Here’s the limerick:

There once was a tall centre back
Who cut-down his opponents’ attack
Fans said, with a laugh,
“He’s a dirty giraffe”,
But full-time has now blown for Wor Jack!

Postscript: ‘Tis a little known fact that Wor Jackie was actually Wor Jack’s first cousin once removed, not his uncle as usually stated.

A limerick a week #200

On opening your vowels…

The British side of my family hails from Newcastle-upon-Tyne in the northeast of England, Walkergate to be precise, so I was interested to read this week that, along with Liverpool, it is one of the larger, urban northern English regions that has has retained its regional accent in what researchers have described as a developing ‘pan-regional “general northern English” accent among middle-class northerners’.

As a middle-class northerner of the semi-rural Cumbrian type, I too recognise that I now speak in ‘generic northern’ rather than the Kendalian of my youth, and that is due to ‘University-isation’ and living north of Fife for the last 40 years. I do have an audio recording of the 11 year old ‘me’ speaking in my pre-adolescent high-pitched, native tones and, although I try not to, I am told that I sometimes revert to type when visiting my childhood home.

All of which brought to mind a memory as a first-year pupil at Kendal Grammar School in the early 1970s, of our ‘old-school’ English language teacher (Stan ‘Whacker’ Wilkins) asking each of us in class, sequentially, to pronounce a letter of the alphabet. I can’t remember the letter that I had to utter, but I do recall that it was Peter Stainton that started us of with ‘a’.

When we had finished, Whacker took great delight in chiding us for our poor speech; in particular those for whom it fell to say ‘a’, ‘j’, ‘k’ and ‘o’ were demonised. Their sin was in not closing the vowels or consonants with, to a Cumbrian, a vowel-like ending. I don’t mean open or closed in the truly linguistic sense, I mean simply in their pronunciation. So, for example, we didn’t close ‘o’ with a ‘w’ sound, we just truncated it and could have carried on making the same sound until our breath ran out.

Whacker’s resonse struck me as unfair at the time, but it did lead to a few post-dinner, lavatorial comments about not opening our vowels in class, all of which brings me to today’s limerick…

Amidst some cacophonous howls
A northerner with unstable bowels
Soundtracked a farce
As he spoke through his a***e
When told not to open his vowels

Postscript: The recently-disgraced academic and TV historian, David Starkey, attended both the same primary and secondary schools as me, albeit it many years before. His recollection of Kendal Grammar School from the 1950s, below, would contrast strongly with my recollections of it in the 1970s!

“Kendal Grammar in Cumbria was a school of ancient foundations, dating back to 1526. It is now Kirkbie Kendal School. Most of our schoolmasters when I was there tended to err on the side of severity.
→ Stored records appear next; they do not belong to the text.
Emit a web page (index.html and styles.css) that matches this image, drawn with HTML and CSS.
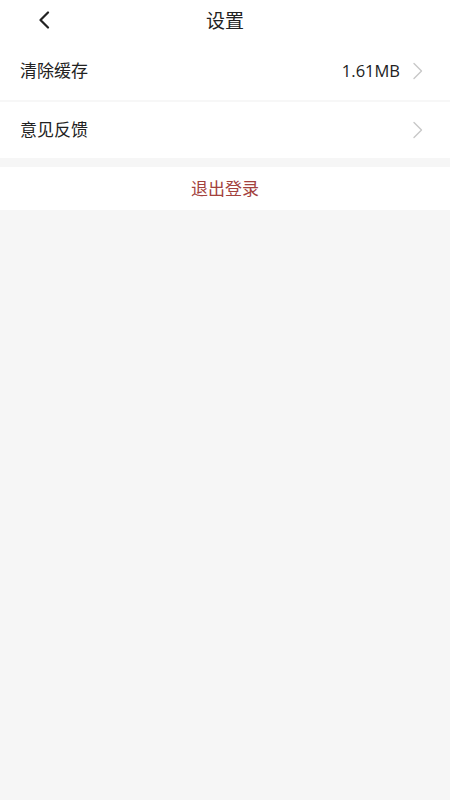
FILE: index.html
```html
<!DOCTYPE html>
<html lang="zh">
<head>
<meta charset="utf-8">
<link rel="stylesheet" href="styles.css">
</head>
<body>
<div class="page">
  <header class="topbar">
    <span class="back">
      <svg width="14" height="18" viewBox="0 0 14 18"><path d="M11 1.5 L3.5 9 L11 16.5" fill="none" stroke="#222" stroke-width="2.2" stroke-linecap="round" stroke-linejoin="round"/></svg>
    </span>
    <h1 class="title">设置</h1>
  </header>
  <section class="group">
    <div class="row row-first">
      <span class="label">清除缓存</span>
      <span class="right"><span class="value">1.61MB</span>
        <svg class="chev" width="12" height="18" viewBox="0 0 12 18"><path d="M2 1.5 L9.5 9 L2 16.5" fill="none" stroke="#c8c8c8" stroke-width="1.4" stroke-linecap="round" stroke-linejoin="round"/></svg>
      </span>
    </div>
    <div class="divider"></div>
    <div class="row row-second">
      <span class="label">意见反馈</span>
      <span class="right">
        <svg class="chev" width="12" height="18" viewBox="0 0 12 18"><path d="M2 1.5 L9.5 9 L2 16.5" fill="none" stroke="#c8c8c8" stroke-width="1.4" stroke-linecap="round" stroke-linejoin="round"/></svg>
      </span>
    </div>
  </section>
  <div class="logout"><span class="logout-text">退出登录</span></div>
</div>
</body>
</html>
```

FILE: styles.css
```css
html, body {
  margin: 0;
  padding: 0;
  background: #f6f6f6;
  font-family: "Noto Sans CJK SC", "Noto Sans", sans-serif;
}
.page {
  width: 450px;
  min-height: 800px;
  background: #f6f6f6;
}
.topbar {
  height: 42px;
  background: #fff;
  display: flex;
  align-items: center;
  justify-content: center;
  position: relative;
}
.back {
  position: absolute;
  left: 37px;
  top: 11px;
  display: flex;
}
.title {
  margin: 0;
  font-size: 19px;
  font-weight: 400;
  color: #222;
  line-height: 1;
  margin-top: -4px;
}
.group {
  background: #fff;
}
.row {
  display: flex;
  align-items: center;
  justify-content: space-between;
  padding: 0 26px 0 20px;
}
.row-first {
  height: 58px;
}
.row-second {
  height: 56px;
}
.divider {
  height: 2px;
  background: #f7f7f7;
}
.label {
  font-size: 17px;
  color: #222;
  padding-bottom: 3px;
}
.right {
  display: flex;
  align-items: center;
  gap: 12px;
}
.value {
  font-family: "Open Sans", "Noto Sans", sans-serif;
  font-size: 16.5px;
  color: #222;
  padding-bottom: 1px;
}
.chev {
  display: block;
}
.logout {
  margin-top: 9px;
  height: 43px;
  background: #fff;
  display: flex;
  align-items: center;
  justify-content: center;
}
.logout-text {
  font-size: 17px;
  color: #a3423e;
  padding-bottom: 3px;
}
```
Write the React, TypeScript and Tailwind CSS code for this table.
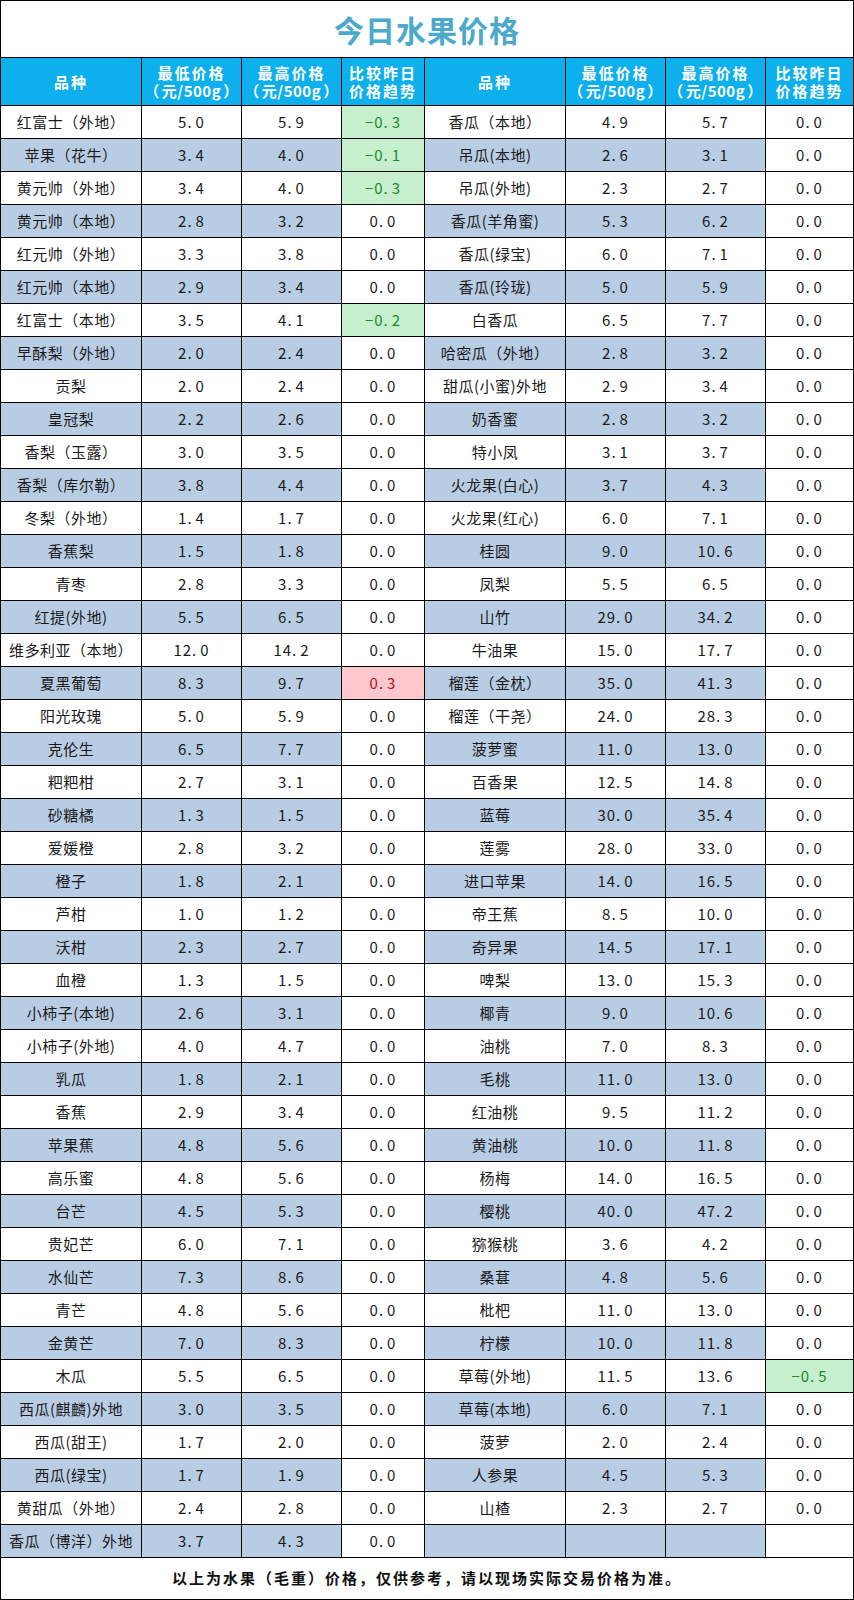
import React from "react";

type Row = [string, string, string, string, ("g" | "r" | "")?];

const left: Row[] = [
  ["红富士（外地）", "5.0", "5.9", "-0.3", "g"],
  ["苹果（花牛）", "3.4", "4.0", "-0.1", "g"],
  ["黄元帅（外地）", "3.4", "4.0", "-0.3", "g"],
  ["黄元帅（本地）", "2.8", "3.2", "0.0"],
  ["红元帅（外地）", "3.3", "3.8", "0.0"],
  ["红元帅（本地）", "2.9", "3.4", "0.0"],
  ["红富士（本地）", "3.5", "4.1", "-0.2", "g"],
  ["早酥梨（外地）", "2.0", "2.4", "0.0"],
  ["贡梨", "2.0", "2.4", "0.0"],
  ["皇冠梨", "2.2", "2.6", "0.0"],
  ["香梨（玉露）", "3.0", "3.5", "0.0"],
  ["香梨（库尔勒）", "3.8", "4.4", "0.0"],
  ["冬梨（外地）", "1.4", "1.7", "0.0"],
  ["香蕉梨", "1.5", "1.8", "0.0"],
  ["青枣", "2.8", "3.3", "0.0"],
  ["红提(外地)", "5.5", "6.5", "0.0"],
  ["维多利亚（本地）", "12.0", "14.2", "0.0"],
  ["夏黑葡萄", "8.3", "9.7", "0.3", "r"],
  ["阳光玫瑰", "5.0", "5.9", "0.0"],
  ["克伦生", "6.5", "7.7", "0.0"],
  ["粑粑柑", "2.7", "3.1", "0.0"],
  ["砂糖橘", "1.3", "1.5", "0.0"],
  ["爱媛橙", "2.8", "3.2", "0.0"],
  ["橙子", "1.8", "2.1", "0.0"],
  ["芦柑", "1.0", "1.2", "0.0"],
  ["沃柑", "2.3", "2.7", "0.0"],
  ["血橙", "1.3", "1.5", "0.0"],
  ["小柿子(本地)", "2.6", "3.1", "0.0"],
  ["小柿子(外地)", "4.0", "4.7", "0.0"],
  ["乳瓜", "1.8", "2.1", "0.0"],
  ["香蕉", "2.9", "3.4", "0.0"],
  ["苹果蕉", "4.8", "5.6", "0.0"],
  ["高乐蜜", "4.8", "5.6", "0.0"],
  ["台芒", "4.5", "5.3", "0.0"],
  ["贵妃芒", "6.0", "7.1", "0.0"],
  ["水仙芒", "7.3", "8.6", "0.0"],
  ["青芒", "4.8", "5.6", "0.0"],
  ["金黄芒", "7.0", "8.3", "0.0"],
  ["木瓜", "5.5", "6.5", "0.0"],
  ["西瓜(麒麟)外地", "3.0", "3.5", "0.0"],
  ["西瓜(甜王)", "1.7", "2.0", "0.0"],
  ["西瓜(绿宝)", "1.7", "1.9", "0.0"],
  ["黄甜瓜（外地）", "2.4", "2.8", "0.0"],
  ["香瓜（博洋）外地", "3.7", "4.3", "0.0"],
];

const right: Row[] = [
  ["香瓜（本地）", "4.9", "5.7", "0.0"],
  ["吊瓜(本地)", "2.6", "3.1", "0.0"],
  ["吊瓜(外地)", "2.3", "2.7", "0.0"],
  ["香瓜(羊角蜜)", "5.3", "6.2", "0.0"],
  ["香瓜(绿宝)", "6.0", "7.1", "0.0"],
  ["香瓜(玲珑)", "5.0", "5.9", "0.0"],
  ["白香瓜", "6.5", "7.7", "0.0"],
  ["哈密瓜（外地）", "2.8", "3.2", "0.0"],
  ["甜瓜(小蜜)外地", "2.9", "3.4", "0.0"],
  ["奶香蜜", "2.8", "3.2", "0.0"],
  ["特小凤", "3.1", "3.7", "0.0"],
  ["火龙果(白心)", "3.7", "4.3", "0.0"],
  ["火龙果(红心)", "6.0", "7.1", "0.0"],
  ["桂圆", "9.0", "10.6", "0.0"],
  ["凤梨", "5.5", "6.5", "0.0"],
  ["山竹", "29.0", "34.2", "0.0"],
  ["牛油果", "15.0", "17.7", "0.0"],
  ["榴莲（金枕）", "35.0", "41.3", "0.0"],
  ["榴莲（干尧）", "24.0", "28.3", "0.0"],
  ["菠萝蜜", "11.0", "13.0", "0.0"],
  ["百香果", "12.5", "14.8", "0.0"],
  ["蓝莓", "30.0", "35.4", "0.0"],
  ["莲雾", "28.0", "33.0", "0.0"],
  ["进口苹果", "14.0", "16.5", "0.0"],
  ["帝王蕉", "8.5", "10.0", "0.0"],
  ["奇异果", "14.5", "17.1", "0.0"],
  ["啤梨", "13.0", "15.3", "0.0"],
  ["椰青", "9.0", "10.6", "0.0"],
  ["油桃", "7.0", "8.3", "0.0"],
  ["毛桃", "11.0", "13.0", "0.0"],
  ["红油桃", "9.5", "11.2", "0.0"],
  ["黄油桃", "10.0", "11.8", "0.0"],
  ["杨梅", "14.0", "16.5", "0.0"],
  ["樱桃", "40.0", "47.2", "0.0"],
  ["猕猴桃", "3.6", "4.2", "0.0"],
  ["桑葚", "4.8", "5.6", "0.0"],
  ["枇杷", "11.0", "13.0", "0.0"],
  ["柠檬", "10.0", "11.8", "0.0"],
  ["草莓(外地)", "11.5", "13.6", "-0.5", "g"],
  ["草莓(本地)", "6.0", "7.1", "0.0"],
  ["菠萝", "2.0", "2.4", "0.0"],
  ["人参果", "4.5", "5.3", "0.0"],
  ["山楂", "2.3", "2.7", "0.0"],
  ["", "", "", ""],
];

const font = { fontFamily: '"Noto Sans CJK SC", "Noto Sans", sans-serif' };

function Num({ v }: { v: string }) {
  if (!v) return null;
  const [a, b] = v.split(".");
  return (
    <span className="tracking-[1px]">
      {a.replace("-", "−")}.<span className="ml-[3px]">{b}</span>
    </span>
  );
}

function Half({ r, blue, last }: { r: Row; blue: boolean; last?: boolean }) {
  const bg = blue ? "bg-[#b8cce4]" : "bg-white";
  const trendBg =
    r[4] === "g" ? "bg-[#c6efce] text-[#1f8a2a]" : r[4] === "r" ? "bg-[#ffc7ce] text-[#b0101c]" : "bg-white text-[#1a1a1a]";
  const cell = "flex items-center justify-center border-r border-black h-full";
  return (
    <>
      <div className={`${cell} ${bg} text-[15px] text-[#1a1a1a] tracking-[0.5px] whitespace-nowrap`}>{r[0]}</div>
      <div className={`${cell} ${bg} text-[15px] text-[#1a1a1a]`}>
        <Num v={r[1]} />
      </div>
      <div className={`${cell} ${bg} text-[15px] text-[#1a1a1a]`}>
        <Num v={r[2]} />
      </div>
      <div className={`flex items-center justify-center h-full ${last ? "" : "border-r border-black"} ${trendBg} text-[15px]`}>
        <Num v={r[3]} />
      </div>
    </>
  );
}

function Unit() {
  return (
    <span className="tracking-[0.5px]">
      <span className="mr-[2px]">（</span>元/500g<span className="ml-[2px]">）</span>
    </span>
  );
}

function HeaderHalf({ last }: { last?: boolean }) {
  const cell = "flex flex-col items-center justify-center border-black h-full leading-[18px]";
  return (
    <>
      <div className={`${cell} border-r tracking-[2px]`}>品种</div>
      <div className={`${cell} border-r`}>
        <span className="tracking-[2px]">最低价格</span>
        <Unit />
      </div>
      <div className={`${cell} border-r`}>
        <span className="tracking-[2px]">最高价格</span>
        <Unit />
      </div>
      <div className={`${cell} ${last ? "" : "border-r"}`}>
        <span className="tracking-[2px]">比较昨日</span>
        <span className="tracking-[2px]">价格趋势</span>
      </div>
    </>
  );
}

const cols = "grid grid-cols-[141px_100px_100px_83px_141px_100px_100px_1fr]";

export default function App() {
  return (
    <div className="w-[854px] h-[1600px] bg-white" style={font}>
      <div className="w-[854px] border border-black flex flex-col">
        <div className="h-[57px] border-b border-black flex items-center justify-center">
          <span className="text-[30px] font-bold text-[#4ba9cb] tracking-[1px] leading-none">今日水果价格</span>
        </div>
        <div className={`${cols} h-[48px] border-b border-black bg-[#0db0ec] text-white font-bold text-[15px]`}>
          <HeaderHalf />
          <HeaderHalf last />
        </div>
        {left.map((l, i) => (
          <div key={i} className={`${cols} h-[33px] border-b border-black`}>
            <Half r={l} blue={i % 2 === 1} />
            <Half r={right[i]} blue={i % 2 === 1} last />
          </div>
        ))}
        <div className="h-[41px] flex items-center justify-center text-[15px] tracking-[2px] font-bold text-[#111]">
          以上为水果（毛重）价格，仅供参考，请以现场实际交易价格为准。
        </div>
      </div>
    </div>
  );
}
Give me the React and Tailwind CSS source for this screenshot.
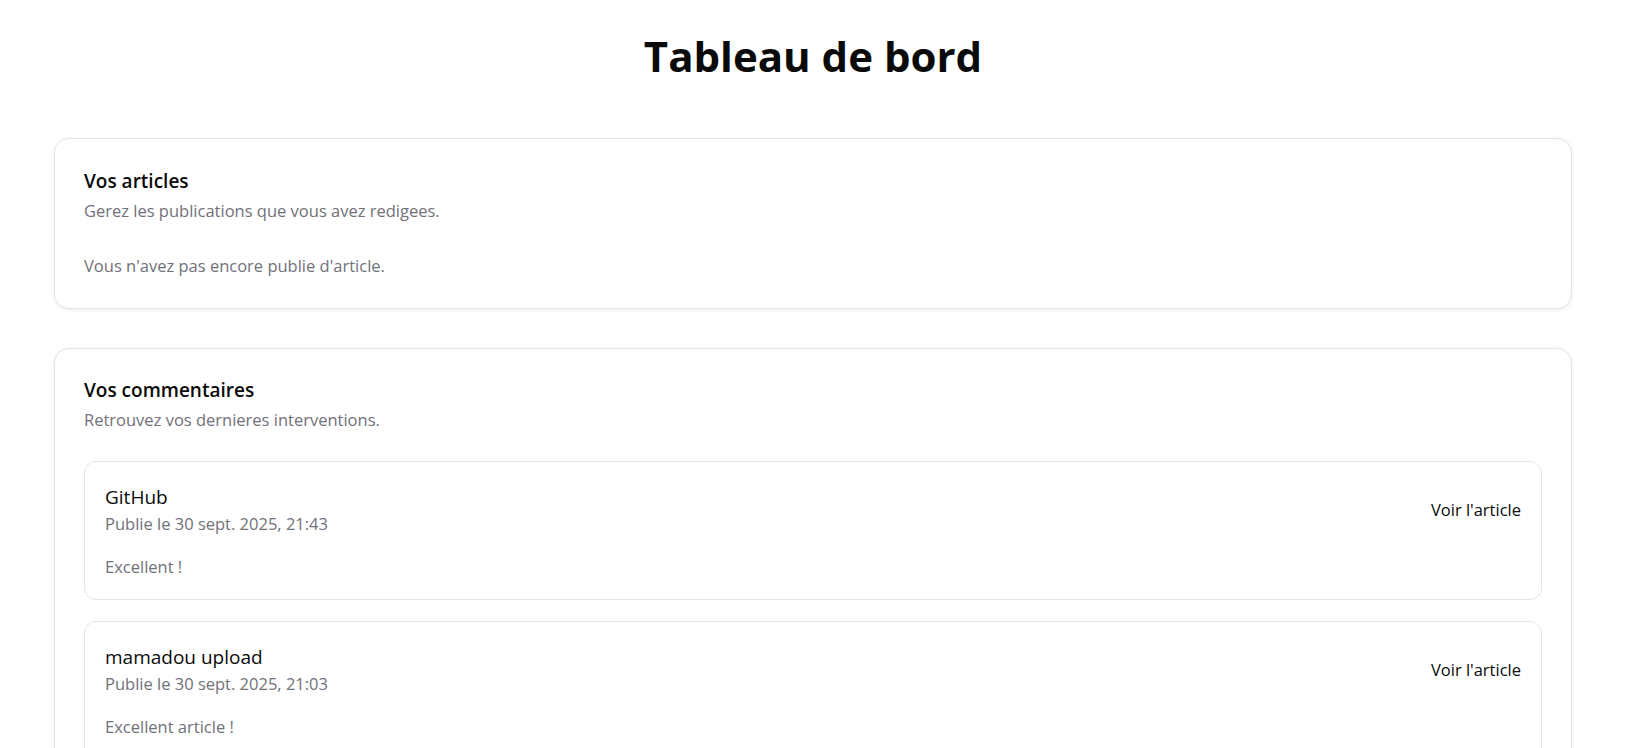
import React from 'react';

const comments = [
  {
    id: 1,
    article: 'GitHub',
    date: 'Publie le 30 sept. 2025, 21:43',
    content: 'Excellent !',
  },
  {
    id: 2,
    article: 'mamadou upload',
    date: 'Publie le 30 sept. 2025, 21:03',
    content: 'Excellent article !',
  },
];

const font = { fontFamily: '"Segoe UI", "Open Sans", sans-serif' };

const Section = ({ title, description, className = '', children }) => (
  <section
    className={`rounded-[15px] border border-[#e5e5e5] bg-white px-[29px] shadow-[0_1px_4px_rgba(0,0,0,0.08)] ${className}`}
  >
    <h2 className="text-[19px] leading-[28px] font-semibold text-[#0a0a0a]">{title}</h2>
    <p className="mt-[4px] text-[16.5px] leading-[24px] text-[#71717a]">{description}</p>
    {children}
  </section>
);

const CommentItem = ({ comment }) => (
  <div className="rounded-[12px] border border-[#e5e5e5] bg-white px-[20px] pt-[21px] pb-[20px]">
    <div className="flex items-center justify-between">
      <div>
        <p className="text-[19px] leading-[28px] text-[#0a0a0a]">{comment.article}</p>
        <p className="mt-[1px] text-[16.5px] leading-[24px] text-[#71717a]">{comment.date}</p>
      </div>
      <a href="#" className="text-[16.5px] leading-[24px] text-[#0a0a0a]">
        Voir l'article
      </a>
    </div>
    <p className="mt-[19px] text-[16.5px] leading-[24px] text-[#71717a]">{comment.content}</p>
  </div>
);

const App = () => {
  return (
    <div className="min-h-screen bg-white pl-[54px] pr-[78px] pt-[31px] pb-10" style={font}>
      <h1 className="text-center text-[42px] leading-[50px] font-bold text-[#0a0a0a]">
        Tableau de bord
      </h1>

      <div className="mt-[57px] flex flex-col gap-[39px]">
        <Section
          title="Vos articles"
          description="Gerez les publications que vous avez redigees."
          className="pt-[28px] pb-[30px]"
        >
          <p className="mt-[31px] text-[16.5px] leading-[24px] text-[#71717a]">
            Vous n'avez pas encore publie d'article.
          </p>
        </Section>

        <Section
          title="Vos commentaires"
          description="Retrouvez vos dernieres interventions."
          className="pt-[27px] pb-[28px]"
        >
          <div className="mt-[29px] flex flex-col gap-[21px]">
            {comments.map((comment) => (
              <CommentItem key={comment.id} comment={comment} />
            ))}
          </div>
        </Section>
      </div>
    </div>
  );
};

export default App;
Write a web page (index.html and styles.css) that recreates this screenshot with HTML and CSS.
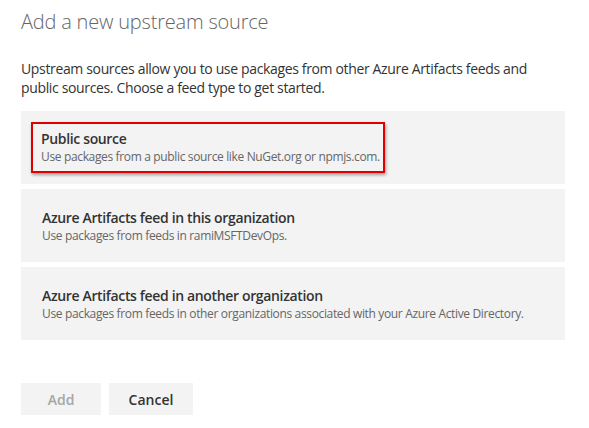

It was not a savage school, there were hardly any beatings (I remember only two), but the atmosphere was masculine and fairly aggressive.” See TES, 2007 for more.

The only reference that I could find of Starkey’s time at Castle Street primary school is here from the Westmorland Gazette and, believe it or not, yours truly is pictured in the artcle along with my brother, Sally Collett, Christopher Nelson, Nigel Duffin, Julie Park, Paul Bateman, Margaret Robbins (my bête noir) and others.